Huh. I just used a section of an old metal mop handle. It was just under 1" diameter. I wrapped a piece of 600grit paper around it and went to work lightly. Then I went to rubbing compound to smooth it off. It didn't need much, I guess I had everything aligned pretty well and the rings were already close to being true.
 
Well, what I did as a first time approach was use a 1" dowel rod and vavle lapping compound that I got at Advance Auto, about $8.00 total. I had questions about the durability of the dowel rod but after using it is seems to be no worse for the wear (I got the oak one) and it is long enough even if it wore some to just move to a new location. Did seem to smooth things up nicely. The Ruger rings are another issue though. The top section of one of the rings would not go over the scope w/o scratching/marring the scope /ubbthreads/images/graemlins/mad.gif, I happened to have another set of rings that I got the top section from and it fit fine, just seemed to be machined to incorrect tolerances.
 
My next scope mounting I will be trying the Burris Signature rings, however I have had at least one application that Burris does not supply rings to fit. That was on my RWS scope mount for a magnum springer air rifle. The Rings were horrible with noticable ridges at the edges of both rings. I found a piece of 1" diameter steel rod scrap at the machine shop where I worked, measured it to make sure the diameter was pretty consistent, and then drilled at tapped a hole near the middle for a bolt to use as a handle.

Then it was off to the auto parts store to find some valve lapping compound. Most parts stores have it, just don't bother asking anyone under the age of 35 because they will look at you like you have three heads.

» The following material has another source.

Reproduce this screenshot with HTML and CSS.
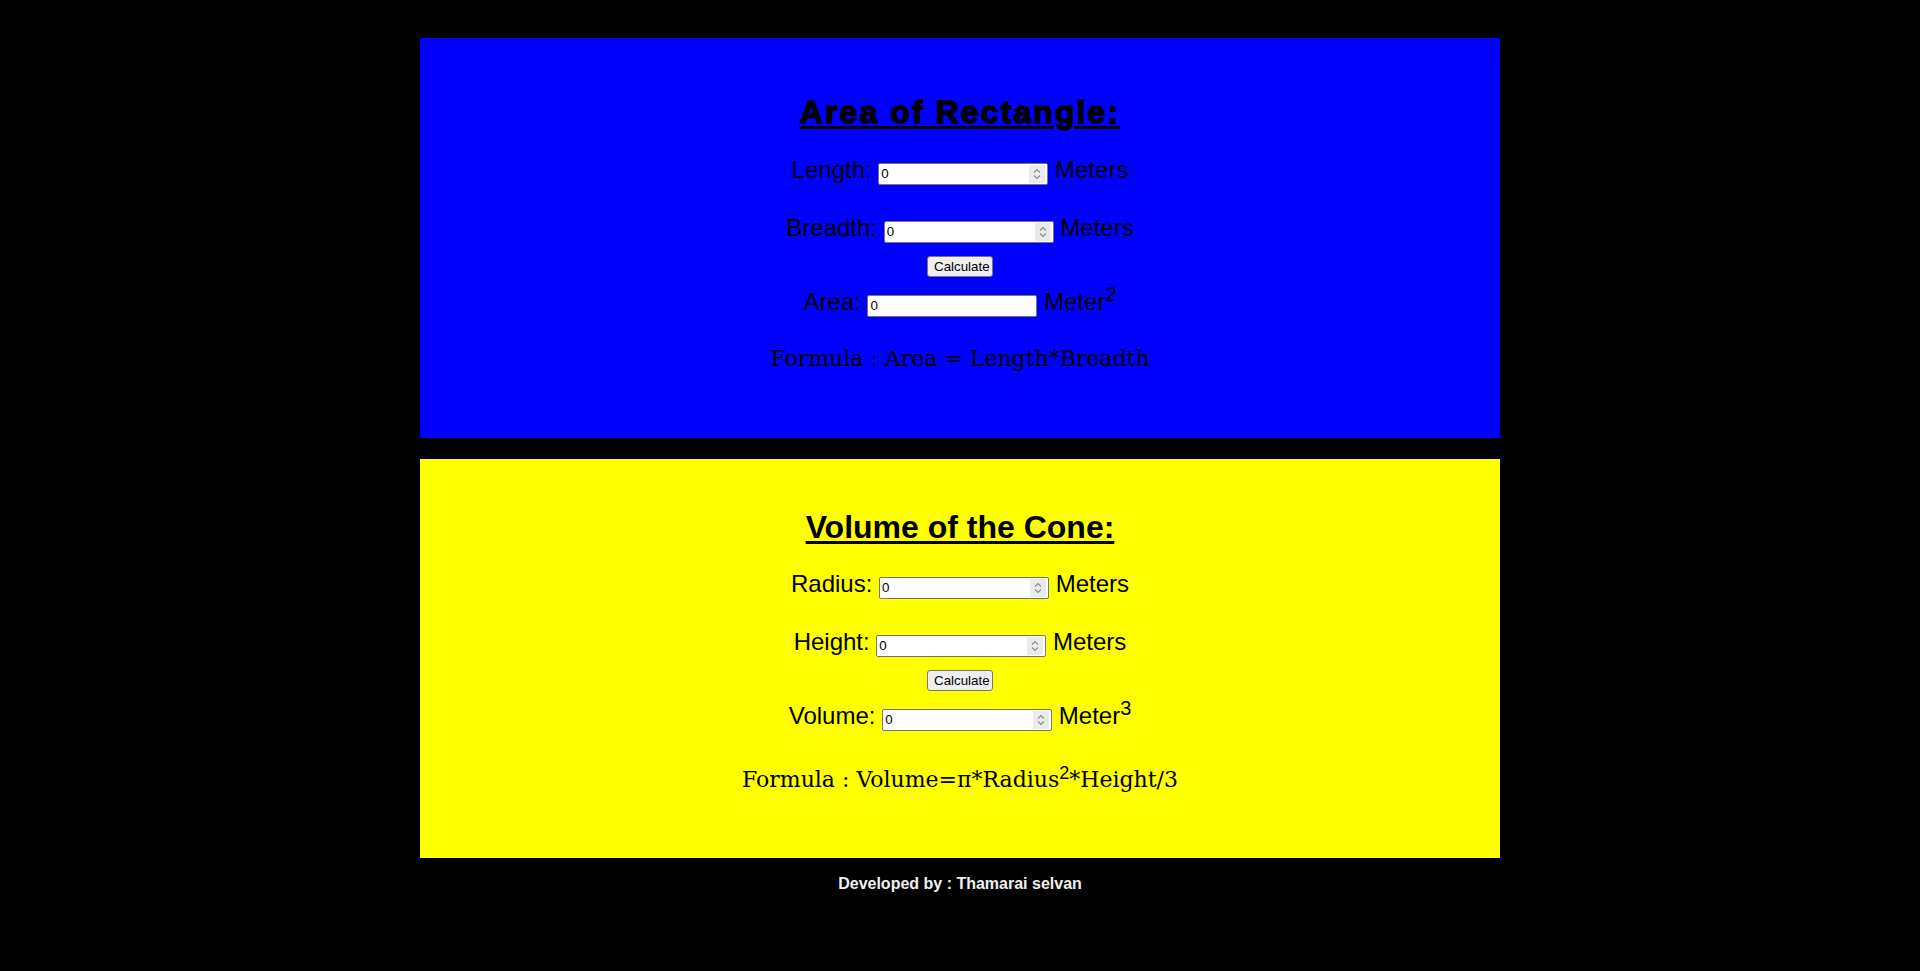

Luckily, the Auto Zone I stopped at had one 20 something clueless guy and one old timer that knew what I was looking for and where it was in the store.

Since that time, I have lapped about three sets of rings with the outfit with no problems. However, if you don't have easy access to steel rod and such it would probably be more efficient time wise to purchase a ready made kit.
 
Just did a lap job last night. I use a section of 1" polished cylinder rod with a handle welded on it and 400 grit Cloverleaf lapping compound.
After you do one correctly you can see where it smoothes out all the imperfections on the inner surface of the rings.
 
I vote for vitally important!

Personally, I use Burris Signature rings. I think they're an amazing revolution. Try a set and see how mis-aligned the holes are on virtually any rifle. You can tell by the position the inserts take when the mounting is complete.

You can also eliminate forever the use of shims and tapered bases.
 
Lapping rings is important, for all of the reasons mentioned above.
Ten years ago, I bought the Sinclair lapping bar and lapping compound. I had problems with the bar wanting to tip forward, over the front ring, and hit the barrel when at the forward end of the lapping stroke. The Sinclair lapping bar has one handle in the center of the bar to use one-handed. Two years ago, I bought one of Russ Hayden's bars that has two handles, one at either end of the bar. I much prefer the two handled bar for far better control than the single handled one. No more tipping at the end of the forward lapping stroke.
I used to put an old towel over the barrel just in front of the front ring when using the Sinclair bar, to protect the barrel in case the bar actually tipped over and slapped the barrel and did some damage. There's a lot of down force required to lap the rings, and the single handled bar can't be controlled as well as the Russ Hayden design.

Martyn
 
Roger on the Sinclair tool, I have two and wouldn't think of mounting a scope without using them.

After saying that I will admit I tried a set of Burris Signatures last summer. They also do a great job, but I found one small, easily cured problem. I'm sure they work fine on small or medium caliber rifles without any doctoring, but if used on a rifle with heavy recoil be sure to "rough up" the inside of the inserts with fine grit sandpaper before installation, also make sure the scope tube is 100% free of any kind of lubricant. I used them on a 300 WSM without sanding the inserts and found the scope "walking" forward after a few range trips. Of course I had checked all the scope mounting screws before each of the first 3 or 4 trips, but eventually decided everything was secure. Then on a later trip, after probably 150 rounds down the tube, I noticed the mag ring in front of the ocular objective was almost touching the rear ring.

This was when I dismounted the scope and roughed up the inserts. After that and a lot of elbow grease on the ring screws I got everything properly locked down.

Moral of the story, be sure to rough up the inserts and clean the tube of any contaminants, like maybe having been wiped with an oily rag, then the Burris rings work great. They just need a little help with friction in heavy caliber applications. On all other rings use a lapping tool.